All we have is a very incomplete document (on a simple web page) that doesn't even mention fencing as a way to protect livestock (“MN Guide for Farmers & Ranchers Living in Wolf Territory” 2014). We're certainly not getting updates from the continuing research & development that was called for by the Minnesota Wolf Management Plan (MN Statutes 97B.646: Wolf Management Plan 2013) (“MN Wolf Management Plan” 2001).

Minnesota does have federal standards for power fences (“Minnesota Technical Note for Fence Installation” 2012). So does the State of Montana.

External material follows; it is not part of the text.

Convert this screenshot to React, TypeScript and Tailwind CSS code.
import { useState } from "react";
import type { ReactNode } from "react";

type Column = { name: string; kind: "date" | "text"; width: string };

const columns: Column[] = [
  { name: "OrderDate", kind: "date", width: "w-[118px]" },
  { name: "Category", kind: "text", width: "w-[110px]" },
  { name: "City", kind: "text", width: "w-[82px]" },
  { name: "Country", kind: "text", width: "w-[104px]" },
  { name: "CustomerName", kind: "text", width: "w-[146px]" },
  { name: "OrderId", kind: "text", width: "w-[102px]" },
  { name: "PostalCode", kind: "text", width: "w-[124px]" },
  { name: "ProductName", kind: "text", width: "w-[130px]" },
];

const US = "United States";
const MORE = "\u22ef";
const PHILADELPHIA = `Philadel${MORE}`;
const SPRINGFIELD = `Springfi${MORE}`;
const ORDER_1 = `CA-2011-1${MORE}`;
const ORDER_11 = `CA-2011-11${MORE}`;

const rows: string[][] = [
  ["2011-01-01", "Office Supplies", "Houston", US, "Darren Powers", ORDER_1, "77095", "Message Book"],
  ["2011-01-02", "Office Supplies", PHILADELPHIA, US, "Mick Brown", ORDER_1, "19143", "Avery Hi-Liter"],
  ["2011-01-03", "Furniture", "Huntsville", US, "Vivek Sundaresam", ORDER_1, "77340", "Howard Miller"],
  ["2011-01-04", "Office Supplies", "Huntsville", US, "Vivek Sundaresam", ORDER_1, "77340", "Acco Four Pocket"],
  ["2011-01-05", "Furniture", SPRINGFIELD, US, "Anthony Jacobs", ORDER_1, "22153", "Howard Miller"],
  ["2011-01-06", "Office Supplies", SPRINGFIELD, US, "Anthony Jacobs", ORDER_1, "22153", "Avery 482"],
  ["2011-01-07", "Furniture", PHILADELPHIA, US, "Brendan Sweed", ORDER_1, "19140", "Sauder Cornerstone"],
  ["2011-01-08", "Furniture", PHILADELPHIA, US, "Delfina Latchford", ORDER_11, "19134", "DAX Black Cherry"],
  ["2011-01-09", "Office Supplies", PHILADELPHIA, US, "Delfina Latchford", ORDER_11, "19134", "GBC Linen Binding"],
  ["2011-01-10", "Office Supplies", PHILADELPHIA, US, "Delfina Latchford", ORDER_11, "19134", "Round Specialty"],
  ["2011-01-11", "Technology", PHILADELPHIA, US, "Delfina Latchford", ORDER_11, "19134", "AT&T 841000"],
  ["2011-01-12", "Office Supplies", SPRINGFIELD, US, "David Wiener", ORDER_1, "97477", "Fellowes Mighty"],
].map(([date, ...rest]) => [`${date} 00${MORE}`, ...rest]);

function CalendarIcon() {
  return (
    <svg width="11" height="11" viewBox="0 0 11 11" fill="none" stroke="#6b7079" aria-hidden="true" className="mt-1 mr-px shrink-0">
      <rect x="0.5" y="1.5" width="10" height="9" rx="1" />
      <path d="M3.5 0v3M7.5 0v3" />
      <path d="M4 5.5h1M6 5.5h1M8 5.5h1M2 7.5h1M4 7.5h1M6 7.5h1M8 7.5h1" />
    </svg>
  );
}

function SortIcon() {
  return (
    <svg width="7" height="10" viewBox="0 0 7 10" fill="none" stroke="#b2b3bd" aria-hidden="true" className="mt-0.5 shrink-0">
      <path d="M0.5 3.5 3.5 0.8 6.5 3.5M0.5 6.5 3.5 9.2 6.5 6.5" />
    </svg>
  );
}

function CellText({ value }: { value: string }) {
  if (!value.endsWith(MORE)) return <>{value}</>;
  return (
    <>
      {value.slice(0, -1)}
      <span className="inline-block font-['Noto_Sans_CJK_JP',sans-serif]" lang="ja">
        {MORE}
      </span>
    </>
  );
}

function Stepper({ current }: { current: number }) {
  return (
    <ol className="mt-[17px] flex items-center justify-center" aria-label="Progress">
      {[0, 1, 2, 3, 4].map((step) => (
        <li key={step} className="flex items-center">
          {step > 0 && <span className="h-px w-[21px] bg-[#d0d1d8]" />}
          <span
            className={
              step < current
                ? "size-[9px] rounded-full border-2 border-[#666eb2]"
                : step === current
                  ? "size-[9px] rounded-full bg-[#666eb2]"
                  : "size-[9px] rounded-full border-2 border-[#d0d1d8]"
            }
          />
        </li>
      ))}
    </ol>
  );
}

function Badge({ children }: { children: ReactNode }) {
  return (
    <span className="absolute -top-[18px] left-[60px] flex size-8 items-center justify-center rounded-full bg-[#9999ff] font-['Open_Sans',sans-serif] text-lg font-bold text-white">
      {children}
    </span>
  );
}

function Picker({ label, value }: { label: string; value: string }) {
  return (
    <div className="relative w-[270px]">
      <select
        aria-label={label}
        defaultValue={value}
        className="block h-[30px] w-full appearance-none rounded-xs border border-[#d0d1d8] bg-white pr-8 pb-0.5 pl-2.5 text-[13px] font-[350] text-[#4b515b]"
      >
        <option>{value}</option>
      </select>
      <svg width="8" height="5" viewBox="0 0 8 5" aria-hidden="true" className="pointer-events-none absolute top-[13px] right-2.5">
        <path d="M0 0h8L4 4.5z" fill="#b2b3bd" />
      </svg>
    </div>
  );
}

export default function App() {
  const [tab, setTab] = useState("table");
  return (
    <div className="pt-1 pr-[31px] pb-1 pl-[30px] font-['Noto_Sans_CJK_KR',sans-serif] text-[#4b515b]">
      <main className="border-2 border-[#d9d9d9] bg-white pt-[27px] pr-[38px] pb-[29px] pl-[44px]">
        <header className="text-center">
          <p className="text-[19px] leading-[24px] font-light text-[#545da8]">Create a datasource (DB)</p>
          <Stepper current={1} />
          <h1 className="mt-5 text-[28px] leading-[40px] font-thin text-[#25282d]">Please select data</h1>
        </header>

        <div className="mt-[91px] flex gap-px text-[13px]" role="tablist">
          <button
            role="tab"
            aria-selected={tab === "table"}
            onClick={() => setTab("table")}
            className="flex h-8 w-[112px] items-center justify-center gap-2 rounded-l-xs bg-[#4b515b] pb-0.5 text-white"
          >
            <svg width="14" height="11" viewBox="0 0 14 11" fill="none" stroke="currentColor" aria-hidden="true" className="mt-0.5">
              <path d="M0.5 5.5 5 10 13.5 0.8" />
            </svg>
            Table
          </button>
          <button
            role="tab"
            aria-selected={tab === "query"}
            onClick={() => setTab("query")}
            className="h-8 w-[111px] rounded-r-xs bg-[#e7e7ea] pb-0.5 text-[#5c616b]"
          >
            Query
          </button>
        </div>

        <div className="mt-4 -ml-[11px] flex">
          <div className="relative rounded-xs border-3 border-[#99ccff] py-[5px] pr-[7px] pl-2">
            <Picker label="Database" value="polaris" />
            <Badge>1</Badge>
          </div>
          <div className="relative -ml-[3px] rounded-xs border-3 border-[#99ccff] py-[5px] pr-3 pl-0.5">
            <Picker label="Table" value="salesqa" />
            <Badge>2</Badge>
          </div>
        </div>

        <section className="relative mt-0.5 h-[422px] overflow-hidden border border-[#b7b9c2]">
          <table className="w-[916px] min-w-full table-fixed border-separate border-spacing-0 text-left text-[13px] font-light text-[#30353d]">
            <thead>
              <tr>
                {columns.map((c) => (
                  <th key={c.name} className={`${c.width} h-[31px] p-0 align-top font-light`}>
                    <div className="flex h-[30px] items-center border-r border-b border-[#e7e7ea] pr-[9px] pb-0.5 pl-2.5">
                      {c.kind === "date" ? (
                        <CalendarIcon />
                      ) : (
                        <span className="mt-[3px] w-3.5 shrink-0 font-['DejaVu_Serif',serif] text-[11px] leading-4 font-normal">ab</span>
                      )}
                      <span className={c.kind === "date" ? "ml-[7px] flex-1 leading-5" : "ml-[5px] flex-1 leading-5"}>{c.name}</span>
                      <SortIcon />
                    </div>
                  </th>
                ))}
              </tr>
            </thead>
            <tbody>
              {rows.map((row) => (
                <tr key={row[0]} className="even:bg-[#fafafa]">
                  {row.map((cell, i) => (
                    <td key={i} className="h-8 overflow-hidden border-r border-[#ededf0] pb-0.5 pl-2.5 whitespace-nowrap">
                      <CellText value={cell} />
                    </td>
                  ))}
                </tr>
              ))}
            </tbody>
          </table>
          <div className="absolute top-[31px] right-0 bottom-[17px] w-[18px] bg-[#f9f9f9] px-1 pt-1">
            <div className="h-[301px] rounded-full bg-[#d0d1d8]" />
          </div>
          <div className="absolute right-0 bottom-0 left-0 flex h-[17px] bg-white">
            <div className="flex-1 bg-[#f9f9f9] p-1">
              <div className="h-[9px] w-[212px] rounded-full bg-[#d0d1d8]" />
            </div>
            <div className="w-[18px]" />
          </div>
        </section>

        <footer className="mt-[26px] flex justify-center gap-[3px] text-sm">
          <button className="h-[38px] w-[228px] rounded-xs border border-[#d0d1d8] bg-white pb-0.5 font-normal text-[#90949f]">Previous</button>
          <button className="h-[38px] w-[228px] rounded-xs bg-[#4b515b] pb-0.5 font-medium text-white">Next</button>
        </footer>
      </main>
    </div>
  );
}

Minnesota and Montana both have cattle, wolves, and the need to keep them separate. But while the State of Minnesota has been ignoring fencing as a method of depredation control (except for the MN handbook on deer-exclusion fencing to protect vulnerable vegetation from deer:
MN DNR, Reindl, and Koelbl-Crews 2011). The State of Montana has been integrating fencing methods into their livestock and wildlife BMPs (Paige 2012; Sowka 2013), and providing technical assistance and state and federal matching grants to help put those BMPs into practice.

Why has the State of Minnesota been ignoring fencing as an effective means of depredation control? Nobody's saying, but the actions of Minnesota legislators and wildlife and agriculture officials tell the story.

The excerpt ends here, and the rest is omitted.